JOB: Your task is to repeat the lines below exactly, excluding any pictures they contain.

--- START OF MATERIAL PROVIDED ---

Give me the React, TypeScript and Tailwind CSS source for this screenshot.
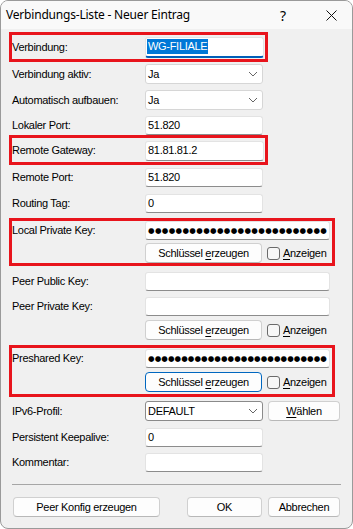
import React from "react";

const FONT = { fontFamily: '"Liberation Sans", Arial, sans-serif' };

function Label({ children }: { children: React.ReactNode }) {
  return <div className="w-[133px] shrink-0 text-[11px] tracking-[-0.3px] text-black">{children}</div>;
}

function TextBox({ value, w = 118, h = 19 }: { value?: string; w?: number; h?: number }) {
  return (
    <div
      className="flex items-center rounded-[3px] border border-[#e3e3e3] border-b-[#8c8c8c] bg-white pl-[2px] text-[11px] tracking-[-0.3px] text-black"
      style={{ width: w, height: h }}
    >
      {value}
    </div>
  );
}

function Chevron() {
  return (
    <svg width="10" height="6" viewBox="0 0 10 6" className="mr-[4px]">
      <path d="M1 1 L5 5 L9 1" fill="none" stroke="#555" strokeWidth="0.9" />
    </svg>
  );
}

function Select({ value, dark = false }: { value: string; dark?: boolean }) {
  return (
    <div
      className={
        "flex h-[20px] w-[118px] items-center justify-between rounded-[3px] border bg-white pl-[2px] text-[11px] tracking-[-0.3px] text-black " +
        (dark ? "border-[#8a8a8a]" : "border-[#d6d6d6]")
      }
    >
      <span>{value}</span>
      <Chevron />
    </div>
  );
}

function Button({
  children,
  w,
  focused = false,
}: {
  children: React.ReactNode;
  w: number;
  focused?: boolean;
}) {
  return (
    <div
      className={
        "flex h-[20px] shrink-0 items-center justify-center rounded-[4px] border bg-[#fdfdfd] text-[11px] tracking-[-0.3px] text-black " +
        (focused ? "border-[#0067c0]" : "border-[#d0d0d0] border-b-[#b8b8b8]")
      }
      style={{ width: w }}
    >
      {children}
    </div>
  );
}

// masked password field
function Dots({ count, w }: { count: number; w: number }) {
  return (
    <div
      className="flex h-[19px] items-center justify-between overflow-hidden rounded-[3px] border border-[#e3e3e3] border-b-[#8c8c8c] bg-white pl-[2px] pr-[2px] text-[7.5px] leading-none text-black"
      style={{ width: w, fontFamily: '"DejaVu Sans", sans-serif' }}
    >
      {Array.from({ length: count }).map((_, i) => (
        <span key={i}>●</span>
      ))}
    </div>
  );
}

function KeyButtons({ focused = false }: { focused?: boolean }) {
  return (
    <div className="flex h-[20px] items-center">
      <div className="w-[133px] shrink-0" />
      <Button w={117} focused={focused}>
        Schlüssel&nbsp;<span className="underline underline-offset-2">e</span>rzeugen
      </Button>
      <div className="ml-[5px] h-[13px] w-[13px] rounded-[3px] border border-[#6a6a6a] bg-[#f7f7f7]" />
      <span className="ml-[3px] text-[11px] tracking-[-0.3px] text-black">
        <span className="underline underline-offset-2">A</span>nzeigen
      </span>
    </div>
  );
}

export default function App() {
  return (
    <div
      className="flex h-[529px] w-[353px] flex-col overflow-hidden rounded-[8px] border border-[#9a9a9a] bg-[#f0f0f0]"
      style={FONT}
    >
      {/* title bar */}
      <div
        className="flex h-[28px] shrink-0 items-center bg-[#f9f9f9] pl-[5px] text-[12px] text-black"
        style={{ fontFamily: '"Noto Sans", "Open Sans", sans-serif' }}
      >
        <span className="tracking-[-0.2px]">Verbindungs-Liste - Neuer Eintrag</span>
        <span className="ml-auto mr-[40px] text-[14px]">?</span>
        <svg width="11" height="11" viewBox="0 0 11 11" className="mr-[15px]">
          <path d="M0.5 0.5 L10.5 10.5 M10.5 0.5 L0.5 10.5" stroke="#111" strokeWidth="1" />
        </svg>
      </div>

      <div className="flex flex-col pl-[8px]">
        {/* Verbindung */}
        <div className="mt-[3px] flex h-[30px] w-[259px] items-center border-[3px] border-[#e8141c]">
          <Label>Verbindung:</Label>
          <div className="flex h-[21px] w-[119px] items-center rounded-[3px] border border-[#e3e3e3] border-b-2 border-b-[#005fb8] bg-white pl-[1px] text-[11px] tracking-[-0.3px]">
            <span className="bg-[#0078d7] px-[1px] leading-[15px] text-white">WG-FILIALE</span>
          </div>
        </div>

        <div className="mt-[2px] flex h-[20px] items-center pl-[3px]">
          <Label>Verbindung aktiv:</Label>
          <Select value="Ja" />
        </div>
        <div className="mt-[6px] flex h-[20px] items-center pl-[3px]">
          <Label>Automatisch aufbauen:</Label>
          <Select value="Ja" />
        </div>
        <div className="mt-[6px] flex h-[19px] items-center pl-[3px]">
          <Label>Lokaler Port:</Label>
          <TextBox value="51.820" />
        </div>

        {/* Remote Gateway */}
        <div className="flex h-[30px] w-[259px] items-center border-[3px] border-[#e8141c] pt-[1px]">
          <Label>Remote Gateway:</Label>
          <TextBox value="81.81.81.2" w={119} h={20} />
        </div>

        <div className="mt-[3px] flex h-[19px] items-center pl-[3px]">
          <Label>Remote Port:</Label>
          <TextBox value="51.820" />
        </div>
        <div className="mt-[7px] flex h-[19px] items-center pl-[3px]">
          <Label>Routing Tag:</Label>
          <TextBox value="0" />
        </div>

        {/* Local Private Key */}
        <div className="mt-[5px] flex w-[326px] flex-col gap-[3px] border-[3px] border-[#e8141c]">
          <div className="flex h-[19px] items-center">
            <Label>Local Private Key:</Label>
            <Dots count={26} w={185} />
          </div>
          <KeyButtons />
        </div>

        <div className="mt-[6px] flex h-[19px] items-center pl-[3px]">
          <Label>Peer Public Key:</Label>
          <TextBox w={185} />
        </div>
        <div className="mt-[6px] flex h-[19px] items-center pl-[3px]">
          <Label>Peer Private Key:</Label>
          <TextBox w={185} />
        </div>
        <div className="mt-[4px] pl-[3px]">
          <KeyButtons />
        </div>

        {/* Preshared Key */}
        <div className="mt-[5px] flex w-[326px] flex-col gap-[4px] border-[3px] border-[#e8141c] pb-[2px] pt-[1px]">
          <div className="flex h-[19px] items-center">
            <Label>Preshared Key:</Label>
            <Dots count={27} w={185} />
          </div>
          <KeyButtons focused />
        </div>

        <div className="mt-[4px] flex h-[20px] items-center pl-[3px]">
          <Label>IPv6-Profil:</Label>
          <Select value="DEFAULT" dark />
          <div className="ml-[5px]">
            <Button w={72}>
              <span className="underline underline-offset-2">W</span>ählen
            </Button>
          </div>
        </div>
        <div className="mt-[7px] flex h-[19px] items-center pl-[3px]">
          <Label>Persistent Keepalive:</Label>
          <TextBox value="0" />
        </div>
        <div className="mt-[6px] flex h-[19px] items-center pl-[3px]">
          <Label>Kommentar:</Label>
          <TextBox />
        </div>

        <div className="ml-[3px] mt-[12px] h-px w-[329px] bg-[#a6a6a6]" />

        <div className="mt-[12px] flex items-center pl-[4px]">
          <Button w={147}>Peer Konfig erzeugen</Button>
          <div className="ml-[27px]">
            <Button w={75}>OK</Button>
          </div>
          <div className="ml-[6px]">
            <Button w={72}>Abbrechen</Button>
          </div>
        </div>
      </div>
    </div>
  );
}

--- END OF MATERIAL PROVIDED ---

CORRECT RESPONSE:
Give me the React, TypeScript and Tailwind CSS source for this screenshot.
import React from "react";

const FONT = { fontFamily: '"Liberation Sans", Arial, sans-serif' };

function Label({ children }: { children: React.ReactNode }) {
  return <div className="w-[133px] shrink-0 text-[11px] tracking-[-0.3px] text-black">{children}</div>;
}

function TextBox({ value, w = 118, h = 19 }: { value?: string; w?: number; h?: number }) {
  return (
    <div
      className="flex items-center rounded-[3px] border border-[#e3e3e3] border-b-[#8c8c8c] bg-white pl-[2px] text-[11px] tracking-[-0.3px] text-black"
      style={{ width: w, height: h }}
    >
      {value}
    </div>
  );
}

function Chevron() {
  return (
    <svg width="10" height="6" viewBox="0 0 10 6" className="mr-[4px]">
      <path d="M1 1 L5 5 L9 1" fill="none" stroke="#555" strokeWidth="0.9" />
    </svg>
  );
}

function Select({ value, dark = false }: { value: string; dark?: boolean }) {
  return (
    <div
      className={
        "flex h-[20px] w-[118px] items-center justify-between rounded-[3px] border bg-white pl-[2px] text-[11px] tracking-[-0.3px] text-black " +
        (dark ? "border-[#8a8a8a]" : "border-[#d6d6d6]")
      }
    >
      <span>{value}</span>
      <Chevron />
    </div>
  );
}

function Button({
  children,
  w,
  focused = false,
}: {
  children: React.ReactNode;
  w: number;
  focused?: boolean;
}) {
  return (
    <div
      className={
        "flex h-[20px] shrink-0 items-center justify-center rounded-[4px] border bg-[#fdfdfd] text-[11px] tracking-[-0.3px] text-black " +
        (focused ? "border-[#0067c0]" : "border-[#d0d0d0] border-b-[#b8b8b8]")
      }
      style={{ width: w }}
    >
      {children}
    </div>
  );
}

// masked password field
function Dots({ count, w }: { count: number; w: number }) {
  return (
    <div
      className="flex h-[19px] items-center justify-between overflow-hidden rounded-[3px] border border-[#e3e3e3] border-b-[#8c8c8c] bg-white pl-[2px] pr-[2px] text-[7.5px] leading-none text-black"
      style={{ width: w, fontFamily: '"DejaVu Sans", sans-serif' }}
    >
      {Array.from({ length: count }).map((_, i) => (
        <span key={i}>●</span>
      ))}
    </div>
  );
}

function KeyButtons({ focused = false }: { focused?: boolean }) {
  return (
    <div className="flex h-[20px] items-center">
      <div className="w-[133px] shrink-0" />
      <Button w={117} focused={focused}>
        Schlüssel&nbsp;<span className="underline underline-offset-2">e</span>rzeugen
      </Button>
      <div className="ml-[5px] h-[13px] w-[13px] rounded-[3px] border border-[#6a6a6a] bg-[#f7f7f7]" />
      <span className="ml-[3px] text-[11px] tracking-[-0.3px] text-black">
        <span className="underline underline-offset-2">A</span>nzeigen
      </span>
    </div>
  );
}

export default function App() {
  return (
    <div
      className="flex h-[529px] w-[353px] flex-col overflow-hidden rounded-[8px] border border-[#9a9a9a] bg-[#f0f0f0]"
      style={FONT}
    >
      {/* title bar */}
      <div
        className="flex h-[28px] shrink-0 items-center bg-[#f9f9f9] pl-[5px] text-[12px] text-black"
        style={{ fontFamily: '"Noto Sans", "Open Sans", sans-serif' }}
      >
        <span className="tracking-[-0.2px]">Verbindungs-Liste - Neuer Eintrag</span>
        <span className="ml-auto mr-[40px] text-[14px]">?</span>
        <svg width="11" height="11" viewBox="0 0 11 11" className="mr-[15px]">
          <path d="M0.5 0.5 L10.5 10.5 M10.5 0.5 L0.5 10.5" stroke="#111" strokeWidth="1" />
        </svg>
      </div>

      <div className="flex flex-col pl-[8px]">
        {/* Verbindung */}
        <div className="mt-[3px] flex h-[30px] w-[259px] items-center border-[3px] border-[#e8141c]">
          <Label>Verbindung:</Label>
          <div className="flex h-[21px] w-[119px] items-center rounded-[3px] border border-[#e3e3e3] border-b-2 border-b-[#005fb8] bg-white pl-[1px] text-[11px] tracking-[-0.3px]">
            <span className="bg-[#0078d7] px-[1px] leading-[15px] text-white">WG-FILIALE</span>
          </div>
        </div>

        <div className="mt-[2px] flex h-[20px] items-center pl-[3px]">
          <Label>Verbindung aktiv:</Label>
          <Select value="Ja" />
        </div>
        <div className="mt-[6px] flex h-[20px] items-center pl-[3px]">
          <Label>Automatisch aufbauen:</Label>
          <Select value="Ja" />
        </div>
        <div className="mt-[6px] flex h-[19px] items-center pl-[3px]">
          <Label>Lokaler Port:</Label>
          <TextBox value="51.820" />
        </div>

        {/* Remote Gateway */}
        <div className="flex h-[30px] w-[259px] items-center border-[3px] border-[#e8141c] pt-[1px]">
          <Label>Remote Gateway:</Label>
          <TextBox value="81.81.81.2" w={119} h={20} />
        </div>

        <div className="mt-[3px] flex h-[19px] items-center pl-[3px]">
          <Label>Remote Port:</Label>
          <TextBox value="51.820" />
        </div>
        <div className="mt-[7px] flex h-[19px] items-center pl-[3px]">
          <Label>Routing Tag:</Label>
          <TextBox value="0" />
        </div>

        {/* Local Private Key */}
        <div className="mt-[5px] flex w-[326px] flex-col gap-[3px] border-[3px] border-[#e8141c]">
          <div className="flex h-[19px] items-center">
            <Label>Local Private Key:</Label>
            <Dots count={26} w={185} />
          </div>
          <KeyButtons />
        </div>

        <div className="mt-[6px] flex h-[19px] items-center pl-[3px]">
          <Label>Peer Public Key:</Label>
          <TextBox w={185} />
        </div>
        <div className="mt-[6px] flex h-[19px] items-center pl-[3px]">
          <Label>Peer Private Key:</Label>
          <TextBox w={185} />
        </div>
        <div className="mt-[4px] pl-[3px]">
          <KeyButtons />
        </div>

        {/* Preshared Key */}
        <div className="mt-[5px] flex w-[326px] flex-col gap-[4px] border-[3px] border-[#e8141c] pb-[2px] pt-[1px]">
          <div className="flex h-[19px] items-center">
            <Label>Preshared Key:</Label>
            <Dots count={27} w={185} />
          </div>
          <KeyButtons focused />
        </div>

        <div className="mt-[4px] flex h-[20px] items-center pl-[3px]">
          <Label>IPv6-Profil:</Label>
          <Select value="DEFAULT" dark />
          <div className="ml-[5px]">
            <Button w={72}>
              <span className="underline underline-offset-2">W</span>ählen
            </Button>
          </div>
        </div>
        <div className="mt-[7px] flex h-[19px] items-center pl-[3px]">
          <Label>Persistent Keepalive:</Label>
          <TextBox value="0" />
        </div>
        <div className="mt-[6px] flex h-[19px] items-center pl-[3px]">
          <Label>Kommentar:</Label>
          <TextBox />
        </div>

        <div className="ml-[3px] mt-[12px] h-px w-[329px] bg-[#a6a6a6]" />

        <div className="mt-[12px] flex items-center pl-[4px]">
          <Button w={147}>Peer Konfig erzeugen</Button>
          <div className="ml-[27px]">
            <Button w={75}>OK</Button>
          </div>
          <div className="ml-[6px]">
            <Button w={72}>Abbrechen</Button>
          </div>
        </div>
      </div>
    </div>
  );
}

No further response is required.